__Prompt__
Scan the data beneath this task and copy each line that includes "components".

__Stored data__
#####

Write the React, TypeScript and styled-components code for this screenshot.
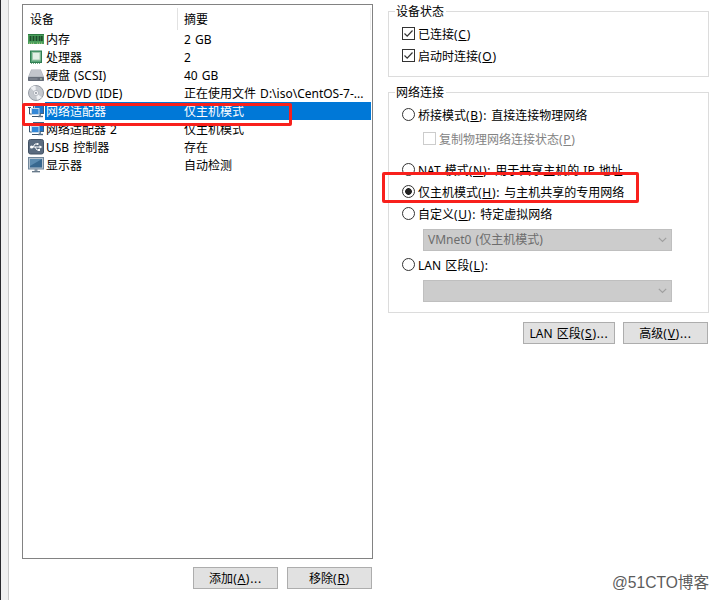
import { useState } from "react";
import type { ReactNode } from "react";
import styled, { createGlobalStyle } from "styled-components";

type Device = { icon: ReactNode; name: string; summary: string };

const MemoryIcon = () => (
  <svg width="16" height="16" viewBox="0 0 16 16">
    <rect x="0" y="3" width="16" height="10" fill="#4a9e5b" />
    <path d="M0 3.5h16" stroke="#2c7a40" />
    <path d="M2.5 5v5M5.5 5v5M8.5 5v5M11.5 5v5M13.8 5v5" stroke="#1d4d2b" strokeWidth="1.8" />
    <path d="M1 12.2h6M9 12.2h6" stroke="#b8cf8c" strokeDasharray="1 1" />
  </svg>
);

const CpuIcon = () => (
  <svg width="16" height="16" viewBox="0 0 16 16">
    <rect x="2.5" y="2" width="11" height="11.5" fill="#5aa678" stroke="#2f7d52" />
    <rect x="4.5" y="3.5" width="7.5" height="7.5" fill="#e3efe6" stroke="#a2c8af" />
    <path d="M3 14.5h10" stroke="#74a987" strokeDasharray="1 1" />
  </svg>
);

const DiskIcon = () => (
  <svg width="16" height="16" viewBox="0 0 16 16">
    <path d="M3.2 2.5h9.6L16 10v3.5H0V10z" fill="#a9aeb7" />
    <path d="M3.6 3h8.8l2.8 6.6H.8z" fill="#c2c5cc" />
    <rect x="0" y="10" width="16" height="4" rx="0.8" fill="#666d79" />
    <path d="M1.5 12h8" stroke="#8e95a0" />
    <path d="M12 12h2" stroke="#b7d8b4" />
  </svg>
);

const DiscIcon = () => (
  <svg width="16" height="16" viewBox="0 0 16 16">
    <circle cx="8" cy="8" r="7.5" fill="#c4c8ce" stroke="#959ba4" />
    <path d="M8 8L2.5 3a7 7 0 0 1 5-2.2zM8 8l5.8 4.2a7 7 0 0 1-4.8 2.6z" fill="#eff1f4" />
    <circle cx="8" cy="8" r="2.6" fill="#f2f3f5" stroke="#a6abb3" strokeWidth="0.7" />
    <circle cx="8" cy="8" r="1" fill="#8f959e" />
  </svg>
);

const NetworkIcon = () => (
  <svg width="16" height="16" viewBox="0 0 16 16">
    <rect x="5.5" y="1.5" width="10" height="9" fill="#1f74c8" stroke="#3d6285" />
    <path d="M6.5 9.5v-7h8" fill="none" stroke="#9fc4e6" />
    <path d="M10 13.5h5" stroke="#48647f" strokeWidth="1.4" />
    <path d="M12 11v2.5" stroke="#6d879f" strokeWidth="2" />
    <rect x="3.5" y="5.5" width="7.5" height="6" fill="#3387d6" stroke="#c3d8ea" />
    <path d="M0 4.5h3M1.5 4.5V11h2M4 13.5h6" fill="none" stroke="#39546e" />
  </svg>
);

const UsbIcon = () => (
  <svg width="16" height="16" viewBox="0 0 16 16">
    <rect x="0.5" y="0.5" width="15" height="14.5" rx="2" fill="#5a6b7f" stroke="#435264" />
    <path d="M3 8h9M5 8l2-3h2M7 8l2 3h2" fill="none" stroke="#fff" />
    <circle cx="3.6" cy="8" r="1.6" fill="#fff" />
    <path d="M11.5 6.2L14.3 8l-2.8 1.8z" fill="#fff" />
    <circle cx="9.6" cy="5" r="1.1" fill="#fff" />
    <rect x="10" y="10" width="2" height="2" fill="#fff" />
  </svg>
);

const DisplayIcon = () => (
  <svg width="16" height="16" viewBox="0 0 16 16">
    <rect x="0.5" y="0.5" width="15" height="11.5" fill="#b6c3cf" stroke="#71879b" />
    <rect x="2" y="2" width="12" height="8.5" fill="#38688f" />
    <path d="M2 2h12L2 9z" fill="#5b8bb0" />
    <path d="M6.5 12h3v2h-3z" fill="#8797a6" />
    <path d="M4 14.7h8" stroke="#5f7283" strokeWidth="1.3" />
  </svg>
);

const devices: Device[] = [
  { icon: <MemoryIcon />, name: "内存", summary: "2 GB" },
  { icon: <CpuIcon />, name: "处理器", summary: "2" },
  { icon: <DiskIcon />, name: "硬盘 (SCSI)", summary: "40 GB" },
  { icon: <DiscIcon />, name: "CD/DVD (IDE)", summary: "正在使用文件 D:\\iso\\CentOS-7-..." },
  { icon: <NetworkIcon />, name: "网络适配器", summary: "仅主机模式" },
  { icon: <NetworkIcon />, name: "网络适配器 2", summary: "仅主机模式" },
  { icon: <UsbIcon />, name: "USB 控制器", summary: "存在" },
  { icon: <DisplayIcon />, name: "显示器", summary: "自动检测" },
];

// access key in brackets, followed by whatever punctuation the label ends with
const Key = ({ children, tail }: { children: string; tail?: string }) => (
  <KeyText>
    (<u>{children}</u>){tail}
  </KeyText>
);

const Check = ({ on, disabled }: { on?: boolean; disabled?: boolean }) => (
  <CheckBox $disabled={disabled}>
    {on && (
      <svg width="11" height="11" viewBox="0 0 11 11">
        <path d="M1.5 5.5l2.7 2.7 5.3-5.7" fill="none" stroke="#333" strokeWidth="1.2" />
      </svg>
    )}
  </CheckBox>
);

const Select = ({ value }: { value?: string }) => (
  <SelectBox>
    <span>{value}</span>
    <svg width="9" height="6" viewBox="0 0 9 6">
      <path d="M0.8 0.8l3.7 3.7 3.7-3.7" fill="none" stroke="#a0a0a0" strokeWidth="1.2" />
    </svg>
  </SelectBox>
);

const App = () => {
  const [selected, setSelected] = useState(4);
  const [mode, setMode] = useState("H");

  return (
    <>
      <GlobalStyle />
      <Dialog>
        <Edge />
        <LeftPane>
          <DeviceList>
            <ListHeader>
              <HeaderName>设备</HeaderName>
              <HeaderSummary>摘要</HeaderSummary>
            </ListHeader>
            {devices.map(({ icon, name, summary }, index) => (
              <DeviceRow key={name} onClick={() => setSelected(index)}>
                <IconCell>{icon}</IconCell>
                <RowText $selected={index === selected}>
                  <NameCell>{name}</NameCell>
                  <span>{summary}</span>
                </RowText>
              </DeviceRow>
            ))}
            <Marker $left={-1} $top={98} $width={270} $height={23} />
          </DeviceList>
          <Actions $top={8}>
            <Button $width={85}>
              添加<Key tail="...">A</Key>
            </Button>
            <Button $width={85}>
              移除<Key>R</Key>
            </Button>
          </Actions>
        </LeftPane>
        <RightPane>
          <Group $height={66}>
            <Legend>设备状态</Legend>
            <Option $top={5}>
              <Check on />
              <span>
                已连接<Key>C</Key>
              </span>
            </Option>
            <Option $top={4}>
              <Check on />
              <span>
                启动时连接<Key>O</Key>
              </span>
            </Option>
          </Group>
          <Group $height={221} $top={15}>
            <Legend>网络连接</Legend>
            <Option $top={5} onClick={() => setMode("B")}>
              <Radio $on={mode === "B"} />
              <span>
                桥接模式<Key tail=":">B</Key> 直接连接物理网络
              </span>
            </Option>
            <Option $top={6} $indent $disabled>
              <Check disabled />
              <span>
                复制物理网络连接状态<Key>P</Key>
              </span>
            </Option>
            <Option $top={13} onClick={() => setMode("N")}>
              <Radio $on={mode === "N"} />
              <span>
                NAT 模式<Key tail=":">N</Key> 用于共享主机的 IP 地址
              </span>
            </Option>
            <Option $top={4} onClick={() => setMode("H")}>
              <Radio $on={mode === "H"} />
              <span>
                仅主机模式<Key tail=":">H</Key> 与主机共享的专用网络
              </span>
            </Option>
            <Option $top={4} onClick={() => setMode("U")}>
              <Radio $on={mode === "U"} />
              <span>
                自定义<Key tail=":">U</Key> 特定虚拟网络
              </span>
            </Option>
            <Select value="VMnet0 (仅主机模式)" />
            <Option $top={6} onClick={() => setMode("L")}>
              <Radio $on={mode === "L"} />
              <span>
                LAN 区段<Key tail=":">L</Key>
              </span>
            </Option>
            <Select />
            <Marker $left={-7} $top={79} $width={257} $height={31} />
          </Group>
          <Actions $top={9} $right={1}>
            <Button $width={92}>
              LAN 区段<Key tail="...">S</Key>
            </Button>
            <Button $width={85}>
              高级<Key tail="...">V</Key>
            </Button>
          </Actions>
        </RightPane>
        <Watermark>@51CTO博客</Watermark>
      </Dialog>
    </>
  );
};

const GlobalStyle = createGlobalStyle`
  * {
    box-sizing: border-box;
  }
  body {
    margin: 0;
    background: #fff;
    color: #000;
    font: 12px/18px "Noto Sans", "Noto Sans CJK SC", sans-serif;
    word-spacing: 1px;
  }
  svg {
    display: block;
    flex: none;
  }
  u {
    text-underline-offset: 1px;
  }
`;

const Dialog = styled.main`
  position: relative;
  display: flex;
  width: 719px;
  height: 600px;
  overflow: hidden;
  white-space: nowrap;
`;

const Edge = styled.div`
  width: 9px;
  background: #f0f0f0;
  border-left: 1px solid #29292d;
  border-right: 1px solid #c9c9c9;
`;

const LeftPane = styled.section`
  width: 364px;
  padding: 4px 1px 0 13px;
`;

const DeviceList = styled.div`
  position: relative;
  width: 351px;
  height: 555px;
  padding: 3px 1px 0 5px;
  border: 1px solid #828282;
`;

const ListHeader = styled.div`
  display: flex;
  height: 22px;
  line-height: 23px;
`;

const HeaderName = styled.div`
  width: 150px;
  padding-left: 2px;
  border-right: 1px solid #e2e2e2;
`;

const HeaderSummary = styled.div`
  flex: 1;
  padding-left: 6px;
  border-right: 1px solid #ececec;
`;

const DeviceRow = styled.div`
  display: flex;
  height: 18px;
  line-height: 20px;
`;

const IconCell = styled.div`
  display: flex;
  align-items: center;
  width: 17px;
`;

const RowText = styled.div<{ $selected: boolean }>`
  display: flex;
  flex: 1;
  padding-left: 1px;
  color: ${({ $selected }) => ($selected ? "#fff" : "#000")};
  background: ${({ $selected }) => ($selected ? "#0078d7" : "transparent")};
`;

const NameCell = styled.span`
  width: 138px;
`;

const RightPane = styled.section`
  width: 336px;
  padding: 11px 0 0 15px;
`;

const Group = styled.div<{ $height: number; $top?: number }>`
  position: relative;
  width: 321px;
  height: ${({ $height }) => $height}px;
  margin-top: ${({ $top = 0 }) => $top}px;
  padding-left: 13px;
  border: 1px solid #dcdcdc;
`;

const Legend = styled.div`
  width: fit-content;
  height: 18px;
  margin: -9px 0 0 -7px;
  padding: 0 2px 0 1px;
  background: #fff;
`;

const Option = styled.label<{ $top: number; $indent?: boolean; $disabled?: boolean }>`
  display: flex;
  align-items: flex-start;
  gap: 3px;
  width: fit-content;
  height: 18px;
  margin-top: ${({ $top }) => $top}px;
  margin-left: ${({ $indent }) => ($indent ? 21 : 0)}px;
  color: ${({ $disabled }) => ($disabled ? "#838383" : "#000")};
`;

const KeyText = styled.span`
  letter-spacing: 0.7px;
`;

const CheckBox = styled.span<{ $disabled?: boolean }>`
  width: 13px;
  height: 13px;
  margin-top: 1px;
  border: 1px solid ${({ $disabled }) => ($disabled ? "#ccc" : "#333")};
`;

const Radio = styled.span<{ $on: boolean }>`
  width: 13px;
  height: 13px;
  margin-top: 1px;
  border: 1px solid #333;
  border-radius: 50%;
  background: ${({ $on }) =>
    $on ? "radial-gradient(circle, #222 3px, #fff 3.7px)" : "#fff"};
`;

const SelectBox = styled.div`
  display: flex;
  align-items: center;
  justify-content: space-between;
  width: 249px;
  height: 22px;
  margin: 5px 0 0 21px;
  padding: 0 4px;
  border: 1px solid #bfbfbf;
  background: #ccc;
  color: #6d6d6d;
`;

const Actions = styled.div<{ $top: number; $right?: number }>`
  display: flex;
  justify-content: flex-end;
  gap: ${({ $right }) => ($right ? 8 : 9)}px;
  margin-top: ${({ $top }) => $top}px;
  padding-right: ${({ $right = 0 }) => $right}px;
`;

const Button = styled.button<{ $width: number }>`
  width: ${({ $width }) => $width}px;
  height: 22px;
  padding: 1px 0 0;
  border: 1px solid #adadad;
  background: #e1e1e1;
  color: #000;
  font: inherit;
  word-spacing: inherit;
`;

const Marker = styled.div<{ $left: number; $top: number; $width: number; $height: number }>`
  position: absolute;
  left: ${({ $left }) => $left}px;
  top: ${({ $top }) => $top}px;
  width: ${({ $width }) => $width}px;
  height: ${({ $height }) => $height}px;
  border: 3px solid #f8201c;
  border-radius: 2px;
  pointer-events: none;
`;

const Watermark = styled.div`
  position: absolute;
  right: 10px;
  bottom: 7px;
  color: #5c5c5c;
  font: 15.6px/20px "Liberation Sans", "Noto Sans CJK SC", sans-serif;
  text-shadow: 1px 1px 0 #fff;
`;

export default App;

#####

__Response below__
Write the React, TypeScript and styled-components code for this screenshot.
import styled, { createGlobalStyle } from "styled-components";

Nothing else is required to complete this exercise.